## start Data

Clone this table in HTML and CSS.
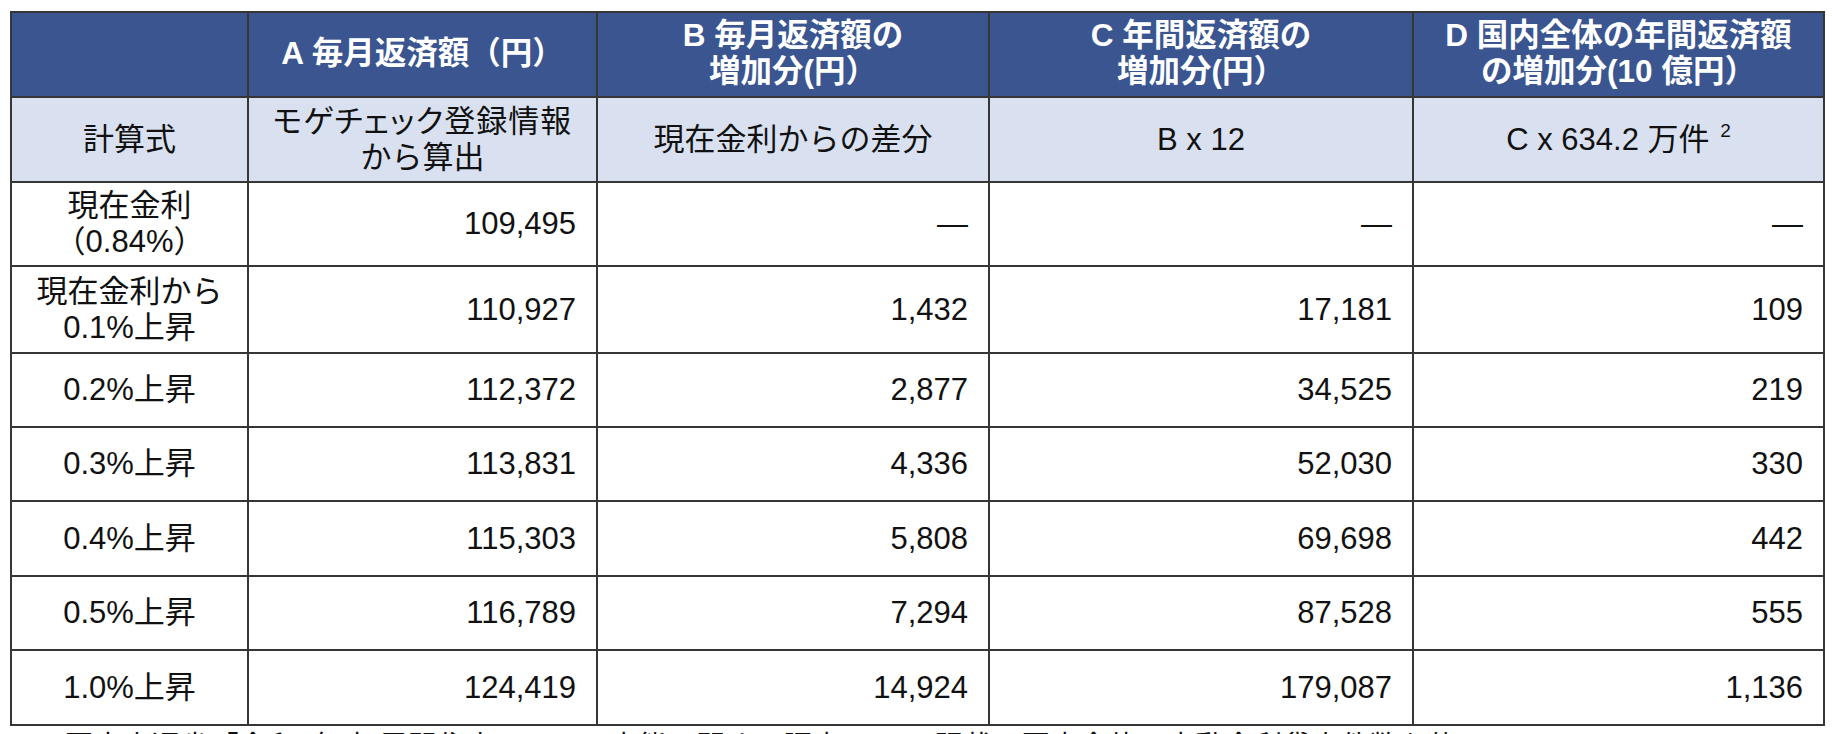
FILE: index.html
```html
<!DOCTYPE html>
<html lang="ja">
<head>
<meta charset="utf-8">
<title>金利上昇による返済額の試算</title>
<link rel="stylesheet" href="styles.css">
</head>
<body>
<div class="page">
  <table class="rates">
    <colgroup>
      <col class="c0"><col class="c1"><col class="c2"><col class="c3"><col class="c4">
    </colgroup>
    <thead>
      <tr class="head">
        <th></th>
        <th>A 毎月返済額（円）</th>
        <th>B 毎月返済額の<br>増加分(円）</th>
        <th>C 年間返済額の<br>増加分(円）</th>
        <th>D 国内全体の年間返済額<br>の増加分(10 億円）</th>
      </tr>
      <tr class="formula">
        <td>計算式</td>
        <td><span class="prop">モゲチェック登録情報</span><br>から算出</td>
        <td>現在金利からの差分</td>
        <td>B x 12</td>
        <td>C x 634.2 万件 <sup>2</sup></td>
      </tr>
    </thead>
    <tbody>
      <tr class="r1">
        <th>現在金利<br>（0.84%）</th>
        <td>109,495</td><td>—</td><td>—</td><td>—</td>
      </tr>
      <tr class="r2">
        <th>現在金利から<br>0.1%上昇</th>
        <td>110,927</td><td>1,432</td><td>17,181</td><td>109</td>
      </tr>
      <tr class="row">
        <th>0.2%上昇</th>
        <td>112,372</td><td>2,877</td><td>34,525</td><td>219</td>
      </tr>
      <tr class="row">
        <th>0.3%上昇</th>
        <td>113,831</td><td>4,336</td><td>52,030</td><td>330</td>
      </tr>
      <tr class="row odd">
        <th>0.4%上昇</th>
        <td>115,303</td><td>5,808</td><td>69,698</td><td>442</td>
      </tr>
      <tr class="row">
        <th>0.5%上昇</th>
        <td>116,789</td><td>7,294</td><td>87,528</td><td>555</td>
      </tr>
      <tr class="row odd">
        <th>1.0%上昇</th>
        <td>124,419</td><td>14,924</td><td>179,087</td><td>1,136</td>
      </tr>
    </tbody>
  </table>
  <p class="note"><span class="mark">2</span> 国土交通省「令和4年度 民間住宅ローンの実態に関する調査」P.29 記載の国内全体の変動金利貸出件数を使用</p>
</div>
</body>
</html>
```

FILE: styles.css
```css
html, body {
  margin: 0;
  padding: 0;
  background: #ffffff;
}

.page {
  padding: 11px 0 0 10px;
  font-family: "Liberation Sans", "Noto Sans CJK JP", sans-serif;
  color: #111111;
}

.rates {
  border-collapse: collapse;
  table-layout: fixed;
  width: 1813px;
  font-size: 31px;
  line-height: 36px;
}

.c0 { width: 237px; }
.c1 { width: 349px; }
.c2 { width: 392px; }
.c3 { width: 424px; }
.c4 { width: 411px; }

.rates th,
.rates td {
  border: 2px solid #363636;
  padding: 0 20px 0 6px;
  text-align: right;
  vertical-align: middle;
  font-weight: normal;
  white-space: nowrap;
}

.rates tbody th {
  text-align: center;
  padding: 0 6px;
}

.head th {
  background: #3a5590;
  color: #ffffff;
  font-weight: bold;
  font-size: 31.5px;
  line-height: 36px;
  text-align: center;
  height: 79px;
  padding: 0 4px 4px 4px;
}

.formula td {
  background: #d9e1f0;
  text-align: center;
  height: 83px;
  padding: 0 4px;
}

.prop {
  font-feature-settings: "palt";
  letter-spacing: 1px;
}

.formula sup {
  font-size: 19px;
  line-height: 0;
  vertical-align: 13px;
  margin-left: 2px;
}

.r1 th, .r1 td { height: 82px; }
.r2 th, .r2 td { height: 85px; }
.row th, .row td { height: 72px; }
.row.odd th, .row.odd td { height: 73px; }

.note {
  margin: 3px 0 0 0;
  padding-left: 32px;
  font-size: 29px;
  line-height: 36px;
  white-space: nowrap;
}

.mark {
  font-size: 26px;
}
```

## end Data

Quote the full listing above word for word; exclude every picture from the copy.

Clone this table in HTML and CSS.
FILE: index.html
```html
<!DOCTYPE html>
<html lang="ja">
<head>
<meta charset="utf-8">
<title>金利上昇による返済額の試算</title>
<link rel="stylesheet" href="styles.css">
</head>
<body>
<div class="page">
  <table class="rates">
    <colgroup>
      <col class="c0"><col class="c1"><col class="c2"><col class="c3"><col class="c4">
    </colgroup>
    <thead>
      <tr class="head">
        <th></th>
        <th>A 毎月返済額（円）</th>
        <th>B 毎月返済額の<br>増加分(円）</th>
        <th>C 年間返済額の<br>増加分(円）</th>
        <th>D 国内全体の年間返済額<br>の増加分(10 億円）</th>
      </tr>
      <tr class="formula">
        <td>計算式</td>
        <td><span class="prop">モゲチェック登録情報</span><br>から算出</td>
        <td>現在金利からの差分</td>
        <td>B x 12</td>
        <td>C x 634.2 万件 <sup>2</sup></td>
      </tr>
    </thead>
    <tbody>
      <tr class="r1">
        <th>現在金利<br>（0.84%）</th>
        <td>109,495</td><td>—</td><td>—</td><td>—</td>
      </tr>
      <tr class="r2">
        <th>現在金利から<br>0.1%上昇</th>
        <td>110,927</td><td>1,432</td><td>17,181</td><td>109</td>
      </tr>
      <tr class="row">
        <th>0.2%上昇</th>
        <td>112,372</td><td>2,877</td><td>34,525</td><td>219</td>
      </tr>
      <tr class="row">
        <th>0.3%上昇</th>
        <td>113,831</td><td>4,336</td><td>52,030</td><td>330</td>
      </tr>
      <tr class="row odd">
        <th>0.4%上昇</th>
        <td>115,303</td><td>5,808</td><td>69,698</td><td>442</td>
      </tr>
      <tr class="row">
        <th>0.5%上昇</th>
        <td>116,789</td><td>7,294</td><td>87,528</td><td>555</td>
      </tr>
      <tr class="row odd">
        <th>1.0%上昇</th>
        <td>124,419</td><td>14,924</td><td>179,087</td><td>1,136</td>
      </tr>
    </tbody>
  </table>
  <p class="note"><span class="mark">2</span> 国土交通省「令和4年度 民間住宅ローンの実態に関する調査」P.29 記載の国内全体の変動金利貸出件数を使用</p>
</div>
</body>
</html>
```

FILE: styles.css
```css
html, body {
  margin: 0;
  padding: 0;
  background: #ffffff;
}

.page {
  padding: 11px 0 0 10px;
  font-family: "Liberation Sans", "Noto Sans CJK JP", sans-serif;
  color: #111111;
}

.rates {
  border-collapse: collapse;
  table-layout: fixed;
  width: 1813px;
  font-size: 31px;
  line-height: 36px;
}

.c0 { width: 237px; }
.c1 { width: 349px; }
.c2 { width: 392px; }
.c3 { width: 424px; }
.c4 { width: 411px; }

.rates th,
.rates td {
  border: 2px solid #363636;
  padding: 0 20px 0 6px;
  text-align: right;
  vertical-align: middle;
  font-weight: normal;
  white-space: nowrap;
}

.rates tbody th {
  text-align: center;
  padding: 0 6px;
}

.head th {
  background: #3a5590;
  color: #ffffff;
  font-weight: bold;
  font-size: 31.5px;
  line-height: 36px;
  text-align: center;
  height: 79px;
  padding: 0 4px 4px 4px;
}

.formula td {
  background: #d9e1f0;
  text-align: center;
  height: 83px;
  padding: 0 4px;
}

.prop {
  font-feature-settings: "palt";
  letter-spacing: 1px;
}

.formula sup {
  font-size: 19px;
  line-height: 0;
  vertical-align: 13px;
  margin-left: 2px;
}

.r1 th, .r1 td { height: 82px; }
.r2 th, .r2 td { height: 85px; }
.row th, .row td { height: 72px; }
.row.odd th, .row.odd td { height: 73px; }

.note {
  margin: 3px 0 0 0;
  padding-left: 32px;
  font-size: 29px;
  line-height: 36px;
  white-space: nowrap;
}

.mark {
  font-size: 26px;
}
```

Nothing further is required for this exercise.